I've been chasing this tone for years and have come to a similar conclusion. The eventide(s) 9 cents up and 9 cents down and the two sde delays running to separate power amps and cabs left and right with the dry amp running down the center is the tone.

I think the recorded tone is probably a mix of the 5150 and SLO depending on the song, but if I were going to try doing it with one amp, I would pick the 5150 III 50 watt 6l6. It feels like a good compromise between the two, and the blue channel with a klon clone as a boost is magic.
 
You want the 1992 peavey 5150 reissue for the dry cab and choose a stereo poweramp of your preference for the stereo wet cabs. An eventide H3000 for the wet effects. I chased the Van Halen thing for years and all you need is a 5150 original and a W/D/W setup with original 5150 cabinets. No need to overthink it.

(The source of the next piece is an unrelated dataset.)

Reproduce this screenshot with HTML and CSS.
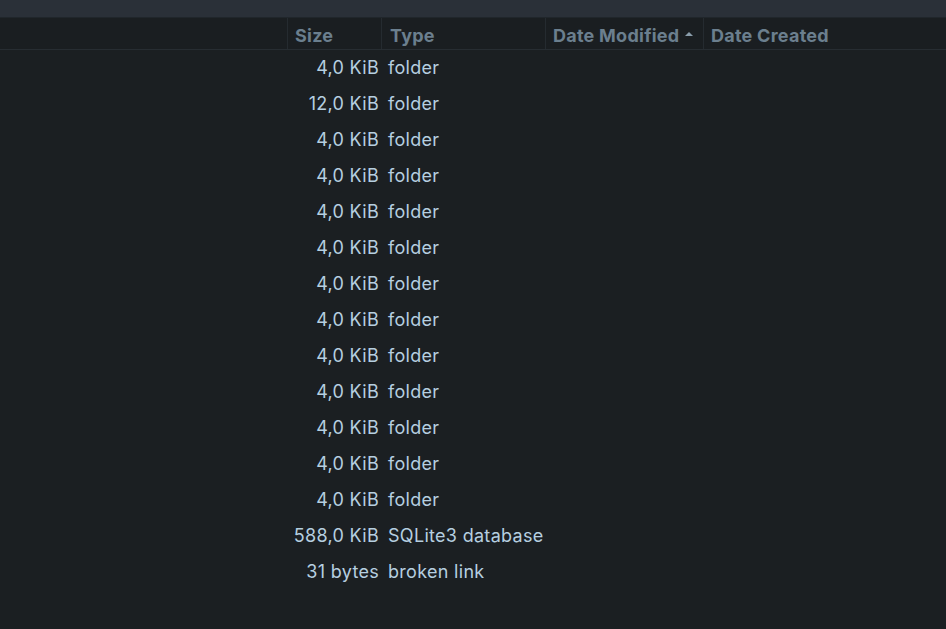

As was said previously you could get fancy and also use a SLO for the dry tone depending on the song but a 1992 reissue 5150 will do pretty much all of balance. You also need to crank the piss out of the 5150 - Eddie played loud and that core tone is with the amps at least on 4.
 
Just a tip: Every YT I see of the tone recreation is too heavy on the effects in the mix. If you hear a chorusy sweep, it ain’t right.

OG 5150 for sure or if you want to get fancy, SLO pre out into a Marshall EL34 amp power section.
 
You want the 1992 peavey 5150 reissue for the dry cab and choose a stereo poweramp of your preference for the stereo wet cabs. An eventide H3000 for the wet effects. I chased the Van Halen thing for years and all you need is a 5150 original and a W/D/W setup with original 5150 cabinets. No need to overthink it.

5150 cabinets with Sheffield's? I didn't even think Eddie used those.
 
I've been chasing this tone for years and have come to a similar conclusion. The eventide(s) 9 cents up and 9 cents down and the two sde delays running to separate power amps and cabs left and right with the dry amp running down the center is the tone.

I think the recorded tone is probably a mix of the 5150 and SLO depending on the song, but if I were going to try doing it with one amp, I would pick the 5150 III 50 watt 6l6. It feels like a good compromise between the two, and the blue channel with a klon clone as a boost is magic.

The original 50 watter 6L6 is my favorite too. Amp is just pure fun
 
I'm looking to build a dedicated rig to chase the absolute peak of Eddie's '90s era-specifically the massive, thick tones on For Unlawful Carnal Knowledge and Balance.


To me, this is the gold standard of high-gain stereo guitar production. But I'm torn on which foundational path to take to get there, and I want to hear from anyone who has AB'd these setups for this specific flavor.


Here is what I'm looking at:


  • Peavey 5150 1992 Reissue (6505 Original) The obvious choice for Balance. It has that exact aggressive, mid-heavy roar, but can it pull off the slightly more open, searing liquid crunch heard on tracks like "Poundcake" or "Judgment Day" without getting too compressed?
  • Soldano SLO-100 (or SLO-30 - The F.U.C.K. record is heavily documented as having a ton of SLO-100 all over it alongside the early Peavey prototypes.
    The Soldano harmonic complexity and upper-mid clarity are unmatched, but does it lack the low-end chunk needed for the Balance era stuff? (Also, would a modern SLO-30 with the depth mod suffice at lower volum
  • Soldano X88R / X88IR: The wild card. Going the high-end preamp route into a quality power amp or IR loader to recreate that rack-era separation.
If you were trying to bridge the gap between both of these records into a single rig, which path are you taking? Is the 5150 reissue the definitive answer because of the raw tone, or does a real SLO give you that refined, studio-grade harmonic sweetness that the Peavey misses?

The SLO is a WAY better amp to me. Most of what you're hearing at the beginning of Judgement Day is the SLO. They may have blended a 5150 prototype back in at lower levels, but the 5150 doesn't sound like that. It doesn't have that "wangy" overtone. The high-mids and highs aren't as clear.

The Depth Mod... I never used that, and both of my SLOs had it. If it acts the same way on the 30 as it does the 100, it won't sound the same. The Depth Mod fattens up EVERYTHING. I only found it usedful if I had the Lead channel gain below 10:00. Other than that, MEH!

I like the original 5150 block letter and script versions. Neither one is anywhere near an SLO to me.

Of course, these are just my opinions. There are lots of people here that feel the oppositie way about it. No one is wrong.